Es ist eine derzeit populäre Schlussfolgerung, nach dem BVB-Auftritt Kimmich als Verlierer auszumachen ‒ oder gar als großes Problem dieses Teams. Bei aller Kritik, die sich der Nationalspieler für seine Form in den vergangenen Wochen verdient hat, wird Tuchel nach wie vor darauf angewiesen sein, dass die Kurve bei Kimmich bald wieder nach oben zeigt. Ein 4:0 in einem Ausnahmespiel sowie das 8:0 in Überzahl gegen Darmstadt ändern daran nichts.

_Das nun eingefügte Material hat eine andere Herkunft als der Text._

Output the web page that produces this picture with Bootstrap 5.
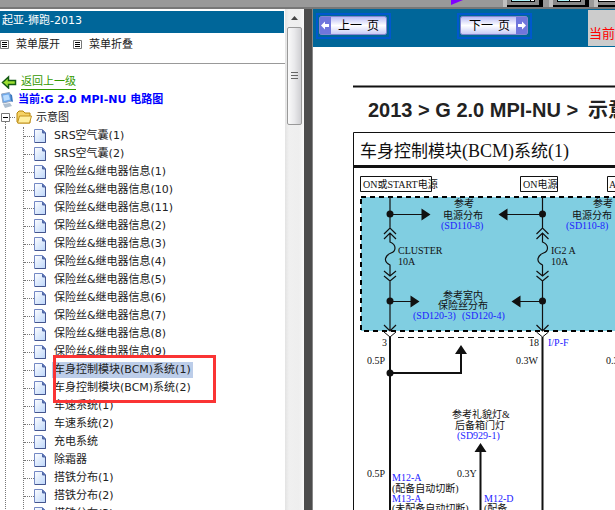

Kimmich mag nicht in der Lage sein, das Spiel derart zu strukturieren und zu lenken, wie es einst Xabi Alonso oder Thiago taten. Doch auch Schweinsteiger war dazu beispielsweise weniger in der Lage, als es ihm retrospektiv unterstellt wird. Im Vergleich zu Kimmich hatte der aber das passende Umfeld ‒ taktisch, aber auch personell. Taktisch bewegt sich Tuchel in die richtige Richtung. Alles andere wird von der Kaderplanung abhängen. Kimmich nun wegen einer vermeintlichen Gegenprobe in Dortmund das Potenzial abzusprechen, einer der wichtigsten Spieler dieses Teams zu sein, greift deutlich zu kurz. Äpfel und Birnen eben.

Der Weg des FC Bayern unter Tuchel ist noch sehr weit. Weit genug, um nicht nach zwei gegensätzlichen Ergebnissen und zehn Bundesliga-Spieltagen ein grundlegendes Fazit zu ziehen.